Maybe communication styles are causing part of the problem?
I tend to dislike phone call, but love texts, emails, instant messages, sending and receiving links to interesting things, etc.
My Love and I communicate in much the same fashion. He and I text or instant message all the time, but, don't do phone calls except extreeeeeemely rarely. I have been seeing him for over a year and we have talked on the phone maybe twice. His wife and I communicate a bit less often, but always In text form, and never phone calls. I get to see him in person about once or twice,a week, and I get some weekends. This works, really well, for us. It might be nice if I were closer and could se him even more often, but this functions and functions well.
I also have a friend with benefits.
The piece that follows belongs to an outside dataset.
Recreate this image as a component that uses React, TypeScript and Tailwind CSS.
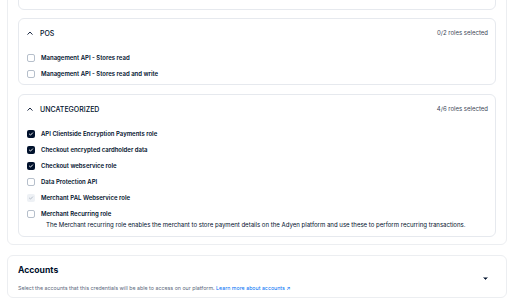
import React from "react";

const navy = "text-[#00112c]";

function Chevron({ up = true }: { up?: boolean }) {
  return (
    <svg width="6" height="4" viewBox="0 0 6 4" className="shrink-0">
      <path
        d={up ? "M0.8 3.3 L3 1 L5.2 3.3" : "M0.8 0.8 L3 3 L5.2 0.8"}
        fill="none"
        stroke="#00112c"
        strokeWidth="0.9"
        strokeLinecap="round"
        strokeLinejoin="round"
      />
    </svg>
  );
}

type State = "checked" | "unchecked" | "disabled";

function Box({ state }: { state: State }) {
  if (state === "checked")
    return (
      <span className="flex h-[8px] w-[8px] shrink-0 items-center justify-center rounded-[2px] bg-[#00112c]">
        <svg width="6" height="6" viewBox="0 0 6 6">
          <path d="M1.4 3.1 L2.5 4.1 L4.6 1.9" fill="none" stroke="#fff" strokeWidth="0.9" strokeLinecap="round" strokeLinejoin="round" />
        </svg>
      </span>
    );
  if (state === "disabled")
    return (
      <span className="flex h-[8px] w-[8px] shrink-0 items-center justify-center rounded-[2px] bg-[#eef1f5]">
        <svg width="6" height="6" viewBox="0 0 6 6">
          <path d="M1.4 3.1 L2.5 4.1 L4.6 1.9" fill="none" stroke="#a9b3c0" strokeWidth="0.8" strokeLinecap="round" strokeLinejoin="round" />
        </svg>
      </span>
    );
  return <span className="h-[8px] w-[8px] shrink-0 rounded-[2px] border border-[#b6bfcb] bg-white" />;
}

function Row({ label, state }: { label: string; state: State }) {
  return (
    <div className="flex h-[16px] items-center gap-[6px]">
      <Box state={state} />
      <span className={`text-[6px] font-semibold leading-none ${navy}`}>{label}</span>
    </div>
  );
}

function Group({
  title,
  count,
  children,
}: {
  title: string;
  count: string;
  children: React.ReactNode;
}) {
  return (
    <div className="rounded-[6px] border border-[#e6e9ee] bg-white pl-[8px] pr-[7px] pt-[7px]">
      <div className="flex h-[14px] items-center justify-between">
        <div className="flex items-center gap-[7px]">
          <Chevron />
          <span className={`text-[7px] font-medium leading-none ${navy}`}>{title}</span>
        </div>
        <span className="text-[6px] leading-none text-[#3b4656]">{count}</span>
      </div>
      <div className="mt-[10px]">{children}</div>
    </div>
  );
}

export default function App() {
  return (
    <div className="h-[307px] w-[518px] overflow-hidden bg-white" style={{ fontFamily: "Inter, 'Noto Sans', sans-serif" }}>
      <div className="-mt-[20px] ml-[7px] flex w-[500px] flex-col rounded-[6px] border border-[#eceef1] px-[10px] pb-[7px]">
        <div className="h-[29px] rounded-[6px] border border-[#e6e9ee]" />
        <div className="mt-[8px]">
          <Group title="POS" count="0/2 roles selected">
            <div className="pb-[2px]">
              <Row label="Management API - Stores read" state="unchecked" />
              <Row label="Management API - Stores read and write" state="unchecked" />
            </div>
          </Group>
        </div>
        <div className="mt-[9px]">
          <Group title="UNCATEGORIZED" count="4/6 roles selected">
            <div className="pb-[6px]">
              <Row label="API Clientside Encryption Payments role" state="checked" />
              <Row label="Checkout encrypted cardholder data" state="checked" />
              <Row label="Checkout webservice role" state="checked" />
              <Row label="Data Protection API" state="unchecked" />
              <Row label="Merchant PAL Webservice role" state="disabled" />
              <Row label="Merchant Recurring role" state="unchecked" />
              <div className={`-mt-[2px] pl-[19px] text-[6.05px] leading-[10px] ${navy}`}>
                The Merchant recurring role enables the merchant to store payment details on the Adyen platform and use these to perform recurring transactions.
              </div>
            </div>
          </Group>
        </div>
      </div>
      <div className="ml-[7px] mt-[10px] flex w-[500px] items-center justify-between rounded-[6px] border border-[#eceef1] pb-[4px] pl-[10px] pr-[18px] pt-[8px]">
        <div>
          <div className={`text-[8.6px] font-bold leading-[12px] ${navy}`}>Accounts</div>
          <div className="mt-[7px] text-[5.3px] leading-[10px] text-[#5c687c]">
            Select the accounts that this credentials will be able to access on our platform.{" "}
            <span className="text-[#0070f5]">Learn more about accounts ↗</span>
          </div>
        </div>
        <svg width="5" height="3" viewBox="0 0 5 3">
          <path d="M0.5 0.5 L2.5 2.5 L4.5 0.5" fill="#00112c" stroke="#00112c" strokeWidth="0.6" strokeLinejoin="round" />
        </svg>
      </div>
    </div>
  );
}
This relationship is currently being worked on or possibly evaluated to see if it is going to live on in it's current form or not. He likes phone conversations better than text ones, but they still tend to be short and more about arranging a meet....and his texts tend to be closed ended, and don't invite further conversation. I find him much harder to connect with. The harder to connect thing is a problem, for me, because I tend to get more attracted the more I connect...and I get less interested if I don't feel a connection. I can try to start something physical and usually get more into it as I go? But....is that really what I want? How hard should I work at this relationship?
I know the slow fade is a nearly unanimously hated thing, but, we talk past each other when we talk about the communication thing. I have said I need more contact, more daily stuff, but what I get is a flattering good night text that is nice? I suppose? But doesn't really invite a conversation, and the conversation is what I really need. I have also noticed and brought up the fact that our assumptions are so very different that we should absolutely not assume we understand. It's hard to clarify that, but, it's hard not to make a few assumptions once in a while and we are nearly always spectacularly wrong when we do. Really amazingly wrong to the point where I am always coming back to a couple of instances where he or I assumed something, and the result was painful.
And writing that makes me think that it really is over and I just haven't faced it yet. Ick.